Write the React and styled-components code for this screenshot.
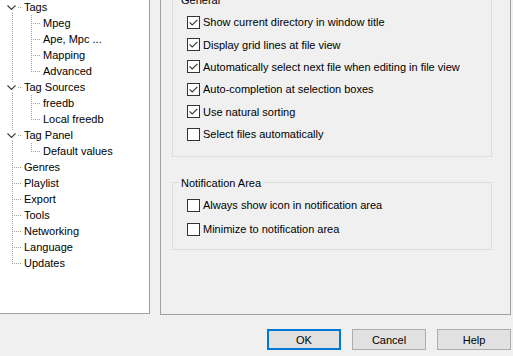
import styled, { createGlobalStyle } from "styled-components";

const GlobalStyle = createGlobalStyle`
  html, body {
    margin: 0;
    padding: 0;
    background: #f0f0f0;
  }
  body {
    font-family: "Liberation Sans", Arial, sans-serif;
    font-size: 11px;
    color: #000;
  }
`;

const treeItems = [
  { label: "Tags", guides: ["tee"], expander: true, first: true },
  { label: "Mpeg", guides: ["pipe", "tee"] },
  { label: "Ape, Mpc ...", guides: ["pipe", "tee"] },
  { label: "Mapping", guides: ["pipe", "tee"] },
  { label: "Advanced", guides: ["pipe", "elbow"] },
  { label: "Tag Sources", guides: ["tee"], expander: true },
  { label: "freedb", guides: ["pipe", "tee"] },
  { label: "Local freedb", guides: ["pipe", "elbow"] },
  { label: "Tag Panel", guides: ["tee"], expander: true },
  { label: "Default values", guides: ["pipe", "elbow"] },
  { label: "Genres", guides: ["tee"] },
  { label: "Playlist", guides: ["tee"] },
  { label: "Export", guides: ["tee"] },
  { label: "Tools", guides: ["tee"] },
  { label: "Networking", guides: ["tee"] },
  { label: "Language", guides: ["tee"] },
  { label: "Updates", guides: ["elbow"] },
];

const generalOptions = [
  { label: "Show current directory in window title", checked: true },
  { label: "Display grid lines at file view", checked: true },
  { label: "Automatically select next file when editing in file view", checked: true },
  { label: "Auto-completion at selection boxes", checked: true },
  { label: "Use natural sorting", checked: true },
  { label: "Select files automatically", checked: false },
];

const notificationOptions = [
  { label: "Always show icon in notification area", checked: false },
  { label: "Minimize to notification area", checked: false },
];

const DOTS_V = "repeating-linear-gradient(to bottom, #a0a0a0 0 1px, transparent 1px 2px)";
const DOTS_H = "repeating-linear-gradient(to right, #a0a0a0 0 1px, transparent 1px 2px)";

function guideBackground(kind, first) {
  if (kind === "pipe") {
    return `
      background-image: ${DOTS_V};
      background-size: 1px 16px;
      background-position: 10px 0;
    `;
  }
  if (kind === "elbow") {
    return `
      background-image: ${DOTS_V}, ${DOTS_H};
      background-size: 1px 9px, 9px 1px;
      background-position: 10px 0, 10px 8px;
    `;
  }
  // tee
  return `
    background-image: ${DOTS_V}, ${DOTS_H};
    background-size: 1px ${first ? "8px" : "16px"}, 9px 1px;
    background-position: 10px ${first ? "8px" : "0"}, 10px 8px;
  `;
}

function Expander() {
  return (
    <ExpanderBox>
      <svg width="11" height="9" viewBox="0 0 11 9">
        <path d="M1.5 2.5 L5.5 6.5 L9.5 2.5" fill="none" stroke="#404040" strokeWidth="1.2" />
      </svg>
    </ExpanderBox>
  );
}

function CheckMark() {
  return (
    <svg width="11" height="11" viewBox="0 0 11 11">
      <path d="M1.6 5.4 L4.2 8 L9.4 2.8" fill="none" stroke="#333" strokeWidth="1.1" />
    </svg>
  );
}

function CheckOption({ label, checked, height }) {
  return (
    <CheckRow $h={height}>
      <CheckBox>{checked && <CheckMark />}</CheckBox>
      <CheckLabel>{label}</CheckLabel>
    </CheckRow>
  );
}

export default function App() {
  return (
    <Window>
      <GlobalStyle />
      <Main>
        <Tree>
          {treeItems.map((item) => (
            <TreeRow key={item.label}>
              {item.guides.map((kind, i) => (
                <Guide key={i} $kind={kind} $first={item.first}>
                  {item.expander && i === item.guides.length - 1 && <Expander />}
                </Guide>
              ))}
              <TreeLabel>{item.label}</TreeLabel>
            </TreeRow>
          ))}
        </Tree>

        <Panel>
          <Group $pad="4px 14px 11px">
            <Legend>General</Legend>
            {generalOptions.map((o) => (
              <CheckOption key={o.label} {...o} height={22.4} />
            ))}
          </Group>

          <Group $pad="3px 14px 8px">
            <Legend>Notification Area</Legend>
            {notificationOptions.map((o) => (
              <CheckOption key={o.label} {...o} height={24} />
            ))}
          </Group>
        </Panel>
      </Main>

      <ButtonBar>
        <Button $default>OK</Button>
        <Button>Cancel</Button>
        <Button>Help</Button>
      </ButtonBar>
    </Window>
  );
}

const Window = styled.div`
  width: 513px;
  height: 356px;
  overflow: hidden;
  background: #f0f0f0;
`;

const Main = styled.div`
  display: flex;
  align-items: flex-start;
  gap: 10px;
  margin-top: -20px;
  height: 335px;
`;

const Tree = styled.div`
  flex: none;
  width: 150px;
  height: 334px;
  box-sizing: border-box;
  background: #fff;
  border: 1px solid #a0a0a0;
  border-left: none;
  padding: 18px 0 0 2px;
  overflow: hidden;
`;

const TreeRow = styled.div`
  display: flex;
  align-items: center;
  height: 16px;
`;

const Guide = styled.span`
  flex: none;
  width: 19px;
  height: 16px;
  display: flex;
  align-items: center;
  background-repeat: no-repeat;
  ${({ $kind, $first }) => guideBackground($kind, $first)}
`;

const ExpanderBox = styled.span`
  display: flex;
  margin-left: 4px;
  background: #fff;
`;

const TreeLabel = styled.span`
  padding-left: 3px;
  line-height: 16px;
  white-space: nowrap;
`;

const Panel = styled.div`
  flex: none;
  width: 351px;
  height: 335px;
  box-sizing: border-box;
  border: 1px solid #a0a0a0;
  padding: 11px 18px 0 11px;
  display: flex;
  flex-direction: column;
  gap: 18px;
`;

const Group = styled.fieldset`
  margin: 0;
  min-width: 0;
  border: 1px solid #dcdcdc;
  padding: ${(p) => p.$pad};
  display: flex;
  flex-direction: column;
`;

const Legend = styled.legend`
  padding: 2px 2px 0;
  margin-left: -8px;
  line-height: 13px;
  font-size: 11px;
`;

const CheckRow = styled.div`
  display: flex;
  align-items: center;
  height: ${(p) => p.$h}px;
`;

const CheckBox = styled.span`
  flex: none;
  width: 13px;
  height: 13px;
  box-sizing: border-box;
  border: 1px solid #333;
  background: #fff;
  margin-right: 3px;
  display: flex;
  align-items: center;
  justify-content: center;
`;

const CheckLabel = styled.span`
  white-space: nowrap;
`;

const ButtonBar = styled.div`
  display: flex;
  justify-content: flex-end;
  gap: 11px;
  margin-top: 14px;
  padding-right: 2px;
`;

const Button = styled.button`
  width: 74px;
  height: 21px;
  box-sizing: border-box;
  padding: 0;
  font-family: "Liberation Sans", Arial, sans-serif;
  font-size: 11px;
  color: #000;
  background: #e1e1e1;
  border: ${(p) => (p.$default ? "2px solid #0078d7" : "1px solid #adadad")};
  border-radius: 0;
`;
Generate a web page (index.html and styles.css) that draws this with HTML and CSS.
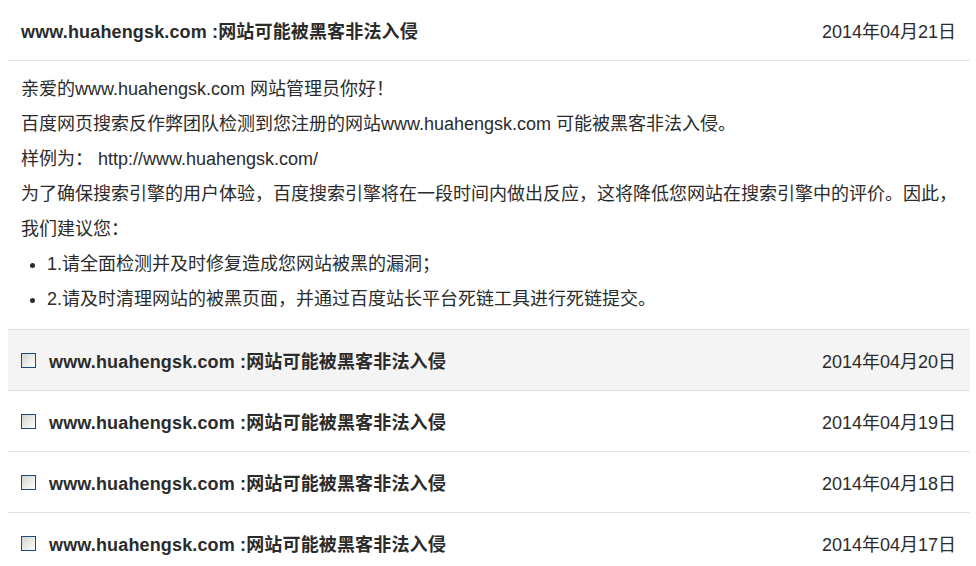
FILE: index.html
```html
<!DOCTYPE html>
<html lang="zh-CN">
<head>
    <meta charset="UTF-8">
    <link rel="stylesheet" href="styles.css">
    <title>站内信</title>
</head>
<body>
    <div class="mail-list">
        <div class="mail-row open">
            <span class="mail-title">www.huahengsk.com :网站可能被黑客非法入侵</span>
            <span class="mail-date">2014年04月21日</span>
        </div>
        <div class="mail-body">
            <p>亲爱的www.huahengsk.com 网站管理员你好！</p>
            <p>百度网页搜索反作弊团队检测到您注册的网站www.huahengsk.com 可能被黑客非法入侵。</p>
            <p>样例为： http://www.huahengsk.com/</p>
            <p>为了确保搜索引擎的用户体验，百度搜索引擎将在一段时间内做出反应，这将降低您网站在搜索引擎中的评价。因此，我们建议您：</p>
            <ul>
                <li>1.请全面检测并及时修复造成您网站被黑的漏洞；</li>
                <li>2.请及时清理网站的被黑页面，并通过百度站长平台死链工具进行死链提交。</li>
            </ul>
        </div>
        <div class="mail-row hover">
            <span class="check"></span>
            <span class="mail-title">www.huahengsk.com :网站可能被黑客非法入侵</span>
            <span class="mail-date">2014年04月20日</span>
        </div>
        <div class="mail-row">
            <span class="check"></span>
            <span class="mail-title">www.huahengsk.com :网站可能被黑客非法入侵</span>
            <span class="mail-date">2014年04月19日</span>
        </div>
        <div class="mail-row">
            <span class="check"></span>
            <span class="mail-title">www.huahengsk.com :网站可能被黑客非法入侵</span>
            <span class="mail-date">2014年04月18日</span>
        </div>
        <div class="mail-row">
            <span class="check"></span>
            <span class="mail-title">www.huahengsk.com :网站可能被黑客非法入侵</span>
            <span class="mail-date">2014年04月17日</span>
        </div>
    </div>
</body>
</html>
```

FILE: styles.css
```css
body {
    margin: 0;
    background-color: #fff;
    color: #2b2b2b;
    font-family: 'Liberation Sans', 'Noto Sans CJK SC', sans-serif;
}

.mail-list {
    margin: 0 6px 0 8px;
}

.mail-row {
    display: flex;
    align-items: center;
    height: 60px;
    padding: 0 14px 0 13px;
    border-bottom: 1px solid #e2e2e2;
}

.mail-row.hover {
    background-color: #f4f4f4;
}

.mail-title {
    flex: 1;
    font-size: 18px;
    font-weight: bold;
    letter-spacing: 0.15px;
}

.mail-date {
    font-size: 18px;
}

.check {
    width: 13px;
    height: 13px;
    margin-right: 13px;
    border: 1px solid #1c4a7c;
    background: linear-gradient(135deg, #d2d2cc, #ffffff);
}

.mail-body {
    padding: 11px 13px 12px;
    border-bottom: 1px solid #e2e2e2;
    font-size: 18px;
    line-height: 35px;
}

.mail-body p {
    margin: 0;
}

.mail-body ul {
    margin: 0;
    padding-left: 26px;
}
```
+--
• **WORK REQUIRED**:
Only a number is expected here: the count of lines in the listing that hold the string "this".

• **TASK RESULT**:
2